Shanghai-based Bright Food Group Ltd. said Tuesday it is checking its White Rabbit brand candy after Singapore announced Sunday that melamine was found in samples of the creamy candy, according to the Shanghai Daily newspaper.
Tests in Hong Kong confirmed the presence of melamine, an industrial chemical used to make plastics and fertilizer that can cause kidney stones and lead to kidney failure.
British supermarket chain Tesco removed White Rabbit candies from its shelves Tuesday.
Canadian Food Inspection Agency officials have not issued a warning or recall for the candy, but stressed that they are inspecting all milk-based products imported from China.
"We have contacted over 100 importers who bring in these products," spokesperson Marc Richard said Wednesday. "Samples are going through our labs."
"We can't discuss individual investigations until there are results. Once there is something to announce, we'll announce it."
White Rabbit candy is exported to Chinatowns around the world, including those in Toronto and Vancouver, says CBC's China correspondent Anthony Germain.
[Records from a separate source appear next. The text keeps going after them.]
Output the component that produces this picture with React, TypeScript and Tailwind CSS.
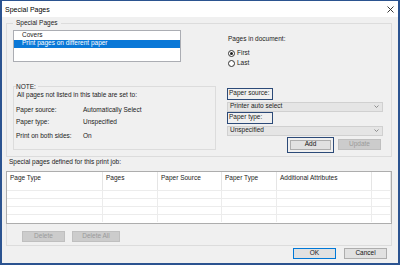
import React from "react";

const font = { fontFamily: '"Liberation Sans", "Noto Sans", sans-serif' };

const Radio = (props: { checked?: boolean; label: string }) => {
  return (
    <div className="flex items-center gap-[2px] h-[10px]">
      <div className="w-[7px] h-[7px] rounded-full border border-[#333] bg-white flex items-center justify-center">
        {props.checked && <div className="w-[3px] h-[3px] rounded-full bg-[#222]"></div>}
      </div>
      <span>{props.label}</span>
    </div>
  );
};

const Select = (props: { value: string }) => {
  return (
    <div className="w-[156px] h-[10px] bg-[#e5e5e5] border border-[#d0d0d0] flex items-center justify-between pl-[2px] pr-[3px] text-[#222]">
      <span>{props.value}</span>
      <svg width="5" height="3" viewBox="0 0 5 3">
        <path d="M0.5 0.5 L2.5 2.5 L4.5 0.5" stroke="#777" strokeWidth="0.8" fill="none" />
      </svg>
    </div>
  );
};

const Button = (props: { label: string; disabled?: boolean; focused?: boolean; w: string }) => {
  if (props.focused) {
    return (
      <div className="border-[1.5px] border-[#2c4a78] p-[2px]">
        <div className={`${props.w} h-[10px] bg-[#e1e1e1] border border-[#adadad] flex items-center justify-center text-[#111]`}>
          {props.label}
        </div>
      </div>
    );
  }
  return (
    <div
      className={`${props.w} h-[11px] flex items-center justify-center border ${
        props.disabled ? "bg-[#cccccc] border-[#bfbfbf] text-[#9a9a9a]" : "bg-[#e1e1e1] border-[#adadad] text-[#111]"
      }`}
    >
      {props.label}
    </div>
  );
};

const Row = (props: { label: string; value: string }) => (
  <div className="flex h-[12px] items-center">
    <span className="w-[67px]">{props.label}</span>
    <span>{props.value}</span>
  </div>
);

const columns = [
  { name: "Page Type", w: "w-[96px]" },
  { name: "Pages", w: "w-[55px]" },
  { name: "Paper Source", w: "w-[64px]" },
  { name: "Paper Type", w: "w-[55px]" },
  { name: "Additional Attributes", w: "w-[95px]" },
  { name: "", w: "flex-1" },
];

export default function App() {
  return (
    <div
      className="w-[400px] h-[265px] border-x-2 border-b-2 border-t border-[#2b5390] flex flex-col text-[6.5px] leading-none text-[#1a1a1a]"
      style={font}
    >
      <div className="h-[16px] bg-white flex items-center justify-between pl-[3px] pr-[4px]">
        <span className="text-[7px] text-black">Special Pages</span>
        <svg width="7" height="7" viewBox="0 0 7 7">
          <path d="M0.5 0.5 L6.5 6.5 M6.5 0.5 L0.5 6.5" stroke="#222" strokeWidth="0.9" />
        </svg>
      </div>
      <div className="flex-1 bg-[#f0f0f0] px-[4px] pt-[3px] flex flex-col">
        <fieldset className="border border-[#dcdcdc] w-[386px] h-[137px] px-[6px]">
          <legend className="px-[3px] text-[#222]">Special Pages</legend>
          <div className="flex pt-[3px] h-[35px]">
            <div className="w-[168px] h-[32px] bg-white border border-[#abadb3] pt-[1px]">
              <div className="h-[8px] flex items-center pl-[8px]">Covers</div>
              <div className="h-[8px] flex items-center pl-[8px] bg-[#0a78d7] text-white">Print pages on different paper</div>
            </div>
            <div className="ml-[47px] pt-[6px]">
              <div className="h-[8px] mb-[5px]">Pages in document:</div>
              <Radio checked label="First" />
              <Radio label="Last" />
            </div>
          </div>
          <div className="flex mt-[22px]">
            <fieldset className="border border-[#dcdcdc] w-[203px] h-[66px] px-[2px]">
              <legend className="pr-[2px]">NOTE:</legend>
              <div className="pt-[2px] pl-[1px] h-[14px]">All pages not listed in this table are set to:</div>
              <Row label="Paper source:" value="Automatically Select" />
              <Row label="Paper type:" value="Unspecified" />
              <div className="h-[2px]"></div>
              <Row label="Print on both sides:" value="On" />
            </fieldset>
            <div className="ml-[11px] pt-[4px] flex flex-col">
              <div className="w-[46px] h-[12px] border-[1.5px] border-[#2c4a78] flex items-center pl-[1px]">Paper source:</div>
              <div className="mt-[2px]">
                <Select value="Printer auto select" />
              </div>
              <div className="w-[46px] h-[12px] border-[1.5px] border-[#2c4a78] flex items-center pl-[1px]">Paper type:</div>
              <div className="mt-[2px]">
                <Select value="Unspecified" />
              </div>
              <div className="flex items-center justify-end gap-[4px] mt-[1px] pr-[2px]">
                <Button label="Add" focused w="w-[41px]" />
                <Button label="Update" disabled w="w-[43px]" />
              </div>
            </div>
          </div>
        </fieldset>
        <div className="h-[9px] flex items-end pl-[3px] pb-[1px]">Special pages defined for this print job:</div>
        <div className="w-[386px] mt-[5px] h-[53px] bg-white border border-[#adadad] flex flex-col">
          <div className="flex h-[18px]">
            {columns.map((c, i) => (
              <div key={i} className={`${c.w} border-r border-[#e5e5e5] pl-[3px] pt-[3px]`}>
                {c.name}
              </div>
            ))}
          </div>
          {[0, 1, 2, 3].map((r) => (
            <div key={r} className="flex h-[8px] border-t border-[#ececec]">
              {columns.map((c, i) => (
                <div key={i} className={`${c.w} border-r border-[#ececec]`}></div>
              ))}
            </div>
          ))}
        </div>
        <div className="w-[386px] h-[22px] border-x border-b border-[#dcdcdc] flex items-end pb-[3px] gap-[7px] pl-[15px]">
          <Button label="Delete" disabled w="w-[43px]" />
          <Button label="Delete All" disabled w="w-[48px]" />
        </div>
        <div className="flex justify-end gap-[8px] pr-[7px] mt-[2px]">
          <div className="w-[43px] h-[11px] bg-[#e1e1e1] border border-[#0078d7] flex items-center justify-center">OK</div>
          <Button label="Cancel" w="w-[43px]" />
        </div>
      </div>
    </div>
  );
}
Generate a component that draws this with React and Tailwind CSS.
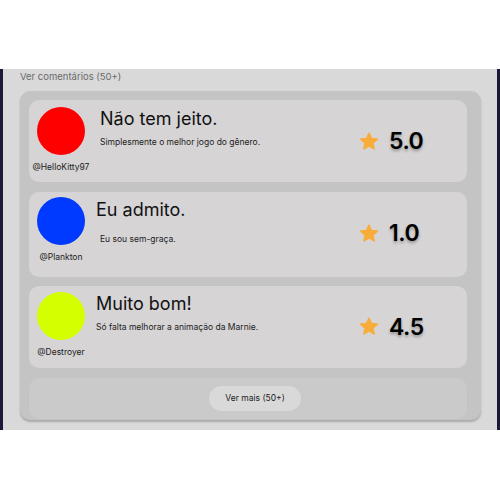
import React from "react";

const Star = () => (
  <svg width="20" height="19" viewBox="0 0 24 23" className="shrink-0">
    <path
      d="M12 1.5 L14.9 8.1 L22 8.7 L16.6 13.4 L18.2 20.4 L12 16.7 L5.8 20.4 L7.4 13.4 L2 8.7 L9.1 8.1 Z"
      fill="#f8ad3b"
      stroke="#f8ad3b"
      strokeWidth="2"
      strokeLinejoin="round"
    />
  </svg>
);

const comments = [
  {
    color: "bg-[#ff0000]",
    user: "@HelloKitty97",
    title: "Não tem jeito.",
    text: "Simplesmente o melhor jogo do gênero.",
    rating: "5.0",
    card: "h-[82px] pt-[7px]",
    titleCls: "ml-[11px]",
    textCls: "ml-[11px] mt-[5px]",
  },
  {
    color: "bg-[#0039ff]",
    user: "@Plankton",
    title: "Eu admito.",
    text: "Eu sou sem-graça.",
    rating: "1.0",
    card: "h-[85px] pt-[5px]",
    titleCls: "ml-[7px] mt-[1px]",
    textCls: "ml-[11px] mt-[11px]",
  },
  {
    color: "bg-[#d4ff00]",
    user: "@Destroyer",
    title: "Muito bom!",
    text: "Só falta melhorar a animação da Marnie.",
    rating: "4.5",
    card: "h-[82px] pt-[6px]",
    titleCls: "ml-[7px]",
    textCls: "ml-[7px] mt-[5px]",
  },
];

export default function App() {
  return (
    <div
      className="w-[500px] h-[500px] bg-white pt-[69px]"
      style={{ fontFamily: "Inter, 'Open Sans', sans-serif" }}
    >
      <div className="h-[361px] bg-[#1b1838] px-[3px]">
        <div className="h-full bg-[#d9d9d9] pl-[17px] pr-[16px] pt-[1px]">
          <div className="text-[9.5px] leading-[14px] text-[#6b6b6b] mb-[7px]">
            Ver comentários (50+)
          </div>
          <div className="h-[329px] rounded-[10px] bg-[#c4c4c4] pl-[9px] pr-[14px] pt-[9px] shadow-[0_2px_2px_rgba(0,0,0,0.22)] flex flex-col">
            <div className="flex flex-col gap-[9.5px]">
              {comments.map((c, i) => (
                <div
                  key={i}
                  className={`flex rounded-[10px] bg-[#d6d4d5] pl-[4px] ${c.card}`}
                >
                  <div className="w-[56px] flex flex-col items-center shrink-0">
                    <div className={`w-[48px] h-[48px] rounded-full ${c.color}`} />
                    <div className="mt-[6px] text-[8.5px] leading-[12px] text-[#222] whitespace-nowrap">
                      {c.user}
                    </div>
                  </div>
                  <div className="flex-1 flex flex-col">
                    <div className={`text-[18px] leading-[24px] text-[#111] whitespace-nowrap ${c.titleCls}`}>
                      {c.title}
                    </div>
                    <div className={`text-[8.5px] leading-[12px] text-[#222] whitespace-nowrap ${c.textCls}`}>
                      {c.text}
                    </div>
                  </div>
                  <div className="w-[108px] shrink-0 self-center flex items-center gap-[10px] -mt-[7px]">
                    <Star />
                    <span className="text-[23px] font-semibold leading-[28px] text-black tracking-[-0.5px] [text-shadow:0_2px_3px_rgba(0,0,0,0.3)]">
                      {c.rating}
                    </span>
                  </div>
                </div>
              ))}
              <div className="h-[41px] rounded-[10px] bg-[#cacaca] flex items-center justify-center pl-[14px]">
                <div className="w-[92px] h-[25px] rounded-full bg-[#d9d9d9] flex items-center justify-center text-[8.5px] text-[#222]">
                  Ver mais (50+)
                </div>
              </div>
            </div>
          </div>
        </div>
      </div>
    </div>
  );
}
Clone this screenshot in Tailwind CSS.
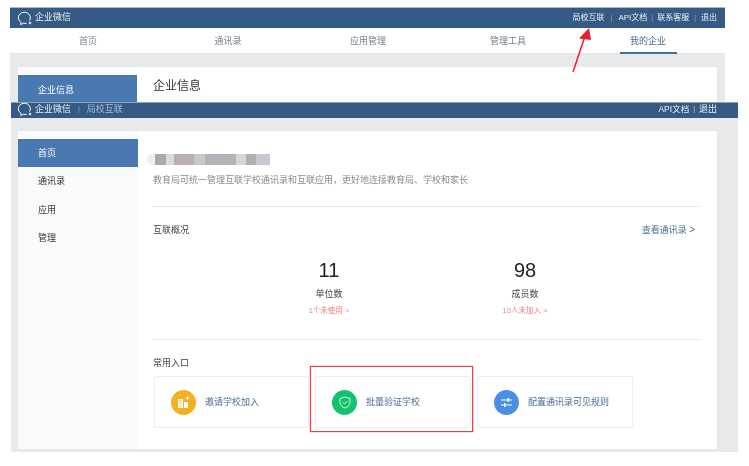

The news of contamination of White Rabbit candy comes a day after the CFIA advised Canadians not to consume three Mr. Brown 3-in-1 instant coffee products — imported from China — because they may contain melamine.
On Sunday, the agency also warned people not to consume Nissin Cha Cha Dessert, a Chinese dessert mix, made with Yili Pure Milk that was possibly tainted with melamine.
Nearly 53,000 children have been sickened and four have died in China after being fed baby formula tainted with melamine.
Tests showed that milk powder in China contained the chemical, which has no nutritional value but was added to make the product appear higher in protein levels when tested.
The crisis was initially thought to have been limited to Chinese milk powder but recent testing found melamine in samples of liquid milk taken from 22 Chinese companies leading to recalls of Chinese milk and dairy products sold around the world.